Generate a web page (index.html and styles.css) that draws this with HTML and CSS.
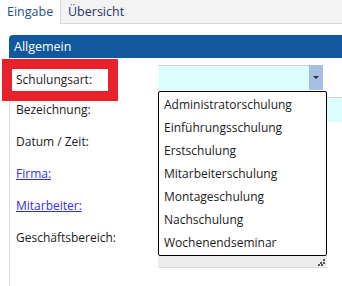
FILE: index.html
```html
<!DOCTYPE html>
<html lang="de">
<head>
  <meta charset="UTF-8" />
  <title>Schulung</title>
  <link rel="stylesheet" href="styles.css">
</head>
<body>
  <div class="tabs">
    <div class="tab active">Eingabe</div>
    <div class="tab">Übersicht</div>
    <div class="tab-rest"></div>
  </div>

  <div class="panel">
    <div class="panel-head">Allgemein</div>
    <div class="panel-body">
      <div class="row">
        <div class="label"><span class="marked">Schulungsart:</span></div>
        <div class="field">
          <div class="combo">
            <div class="combo-value"></div>
            <div class="combo-btn"><span class="caret"></span></div>
          </div>
          <div class="dropdown">
            <ul class="options">
              <li>Administratorschulung</li>
              <li>Einführungsschulung</li>
              <li>Erstschulung</li>
              <li>Mitarbeiterschulung</li>
              <li>Montageschulung</li>
              <li>Nachschulung</li>
              <li>Wochenendseminar</li>
            </ul>
            <div class="grip">
              <svg width="7" height="7" viewBox="0 0 7 7">
                <rect x="5" y="0" width="2" height="2" fill="#555"/>
                <rect x="2" y="3" width="2" height="2" fill="#555"/>
                <rect x="5" y="3" width="2" height="2" fill="#555"/>
                <rect x="0" y="5" width="2" height="2" fill="#555"/>
                <rect x="3" y="5" width="2" height="2" fill="#555"/>
              </svg>
            </div>
          </div>
        </div>
      </div>
      <div class="row">
        <div class="label">Bezeichnung:</div>
        <div class="field"><div class="input"></div></div>
      </div>
      <div class="row">
        <div class="label">Datum / Zeit:</div>
        <div class="field"></div>
      </div>
      <div class="row">
        <div class="label"><a href="#">Firma:</a></div>
        <div class="field"></div>
      </div>
      <div class="row">
        <div class="label"><a href="#">Mitarbeiter:</a></div>
        <div class="field"></div>
      </div>
      <div class="row">
        <div class="label">Geschäftsbereich:</div>
        <div class="field"></div>
      </div>
    </div>
  </div>
</body>
</html>
```

FILE: styles.css
```css
body {
  margin: 0;
  background: #fff;
  font-family: 'Open Sans', 'Noto Sans', sans-serif;
  font-size: 12px;
  color: #1a1a1a;
  overflow: hidden;
}
.tabs {
  display: flex;
  height: 24px;
}
.tab {
  padding: 0 7px;
  line-height: 24px;
  font-size: 12.5px;
  color: #2d2d6b;
  background: #f3f3f3;
  border-bottom: 1px solid #d9d9d9;
  border-left: 1px solid #d9d9d9;
}
.tab.active {
  width: 46px;
  background: #fff;
  color: #1d4f8c;
  border: none;
  padding-right: 7px;
}
.tab-rest {
  flex: 1;
  background: #f3f3f3;
  border-bottom: 1px solid #d9d9d9;
}
.panel {
  margin: 11px -10px 0 9px;
}
.panel-head {
  height: 23px;
  line-height: 23px;
  padding-left: 5px;
  background: #12589f;
  color: #fff;
  font-size: 12.5px;
  border-top-left-radius: 4px;
}
.panel-body {
  height: 224px;
  padding-top: 7px;
  border-left: 1px solid #dcdcdc;
  border-bottom: 1px solid #dcdcdc;
  border-bottom-left-radius: 4px;
}
.row {
  display: flex;
  height: 32px;
}
.label {
  width: 142px;
  padding-left: 6px;
  line-height: 25px;
}
.marked {
  display: inline-block;
  width: 92px;
  line-height: 22px;
  margin-top: 4px;
  padding-left: 4px;
  margin-left: -4px;
  outline: 10px solid #e8212b;
}
.label a {
  color: #2e2ef0;
}
.field {
  position: relative;
  flex: 1;
}
.combo {
  display: flex;
  width: 165px;
  height: 25px;
}
.combo-value {
  flex: 1;
  background: #dcfffe;
  border-top: 1px solid #cfcfcf;
}
.combo-btn {
  width: 14px;
  background: #a6bfe3;
  display: flex;
  align-items: center;
  justify-content: center;
}
.caret {
  width: 0;
  height: 0;
  border-left: 3px solid transparent;
  border-right: 3px solid transparent;
  border-top: 3px solid #333;
}
.input {
  height: 24px;
  background: #dcfffe;
  border-top: 1px solid #cfcfcf;
}
.dropdown {
  position: absolute;
  top: 26px;
  left: 0;
  width: 169px;
  z-index: 2;
}
.options {
  list-style: none;
  margin: 0;
  padding: 0;
  height: 163px;
  background: #fff;
  border: 1px solid #000;
  border-radius: 2px;
}
.options li {
  padding-left: 5px;
  height: 23px;
  line-height: 23px;
}
.options li:first-child {
  margin-top: 1px;
}
.grip {
  height: 10px;
  background: #ececec;
  border-bottom: 1px solid #dedede;
  display: flex;
  justify-content: flex-end;
  align-items: flex-end;
  padding: 0 2px 1px 0;
}
```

## [Do this]
Reproduce the full material exactly, excluding the pictures.

## [Problem solution]
Generate a web page (index.html and styles.css) that draws this with HTML and CSS.
FILE: index.html
```html
<!DOCTYPE html>
<html lang="de">
<head>
  <meta charset="UTF-8" />
  <title>Schulung</title>
  <link rel="stylesheet" href="styles.css">
</head>
<body>
  <div class="tabs">
    <div class="tab active">Eingabe</div>
    <div class="tab">Übersicht</div>
    <div class="tab-rest"></div>
  </div>

  <div class="panel">
    <div class="panel-head">Allgemein</div>
    <div class="panel-body">
      <div class="row">
        <div class="label"><span class="marked">Schulungsart:</span></div>
        <div class="field">
          <div class="combo">
            <div class="combo-value"></div>
            <div class="combo-btn"><span class="caret"></span></div>
          </div>
          <div class="dropdown">
            <ul class="options">
              <li>Administratorschulung</li>
              <li>Einführungsschulung</li>
              <li>Erstschulung</li>
              <li>Mitarbeiterschulung</li>
              <li>Montageschulung</li>
              <li>Nachschulung</li>
              <li>Wochenendseminar</li>
            </ul>
            <div class="grip">
              <svg width="7" height="7" viewBox="0 0 7 7">
                <rect x="5" y="0" width="2" height="2" fill="#555"/>
                <rect x="2" y="3" width="2" height="2" fill="#555"/>
                <rect x="5" y="3" width="2" height="2" fill="#555"/>
                <rect x="0" y="5" width="2" height="2" fill="#555"/>
                <rect x="3" y="5" width="2" height="2" fill="#555"/>
              </svg>
            </div>
          </div>
        </div>
      </div>
      <div class="row">
        <div class="label">Bezeichnung:</div>
        <div class="field"><div class="input"></div></div>
      </div>
      <div class="row">
        <div class="label">Datum / Zeit:</div>
        <div class="field"></div>
      </div>
      <div class="row">
        <div class="label"><a href="#">Firma:</a></div>
        <div class="field"></div>
      </div>
      <div class="row">
        <div class="label"><a href="#">Mitarbeiter:</a></div>
        <div class="field"></div>
      </div>
      <div class="row">
        <div class="label">Geschäftsbereich:</div>
        <div class="field"></div>
      </div>
    </div>
  </div>
</body>
</html>
```

FILE: styles.css
```css
body {
  margin: 0;
  background: #fff;
  font-family: 'Open Sans', 'Noto Sans', sans-serif;
  font-size: 12px;
  color: #1a1a1a;
  overflow: hidden;
}
.tabs {
  display: flex;
  height: 24px;
}
.tab {
  padding: 0 7px;
  line-height: 24px;
  font-size: 12.5px;
  color: #2d2d6b;
  background: #f3f3f3;
  border-bottom: 1px solid #d9d9d9;
  border-left: 1px solid #d9d9d9;
}
.tab.active {
  width: 46px;
  background: #fff;
  color: #1d4f8c;
  border: none;
  padding-right: 7px;
}
.tab-rest {
  flex: 1;
  background: #f3f3f3;
  border-bottom: 1px solid #d9d9d9;
}
.panel {
  margin: 11px -10px 0 9px;
}
.panel-head {
  height: 23px;
  line-height: 23px;
  padding-left: 5px;
  background: #12589f;
  color: #fff;
  font-size: 12.5px;
  border-top-left-radius: 4px;
}
.panel-body {
  height: 224px;
  padding-top: 7px;
  border-left: 1px solid #dcdcdc;
  border-bottom: 1px solid #dcdcdc;
  border-bottom-left-radius: 4px;
}
.row {
  display: flex;
  height: 32px;
}
.label {
  width: 142px;
  padding-left: 6px;
  line-height: 25px;
}
.marked {
  display: inline-block;
  width: 92px;
  line-height: 22px;
  margin-top: 4px;
  padding-left: 4px;
  margin-left: -4px;
  outline: 10px solid #e8212b;
}
.label a {
  color: #2e2ef0;
}
.field {
  position: relative;
  flex: 1;
}
.combo {
  display: flex;
  width: 165px;
  height: 25px;
}
.combo-value {
  flex: 1;
  background: #dcfffe;
  border-top: 1px solid #cfcfcf;
}
.combo-btn {
  width: 14px;
  background: #a6bfe3;
  display: flex;
  align-items: center;
  justify-content: center;
}
.caret {
  width: 0;
  height: 0;
  border-left: 3px solid transparent;
  border-right: 3px solid transparent;
  border-top: 3px solid #333;
}
.input {
  height: 24px;
  background: #dcfffe;
  border-top: 1px solid #cfcfcf;
}
.dropdown {
  position: absolute;
  top: 26px;
  left: 0;
  width: 169px;
  z-index: 2;
}
.options {
  list-style: none;
  margin: 0;
  padding: 0;
  height: 163px;
  background: #fff;
  border: 1px solid #000;
  border-radius: 2px;
}
.options li {
  padding-left: 5px;
  height: 23px;
  line-height: 23px;
}
.options li:first-child {
  margin-top: 1px;
}
.grip {
  height: 10px;
  background: #ececec;
  border-bottom: 1px solid #dedede;
  display: flex;
  justify-content: flex-end;
  align-items: flex-end;
  padding: 0 2px 1px 0;
}
```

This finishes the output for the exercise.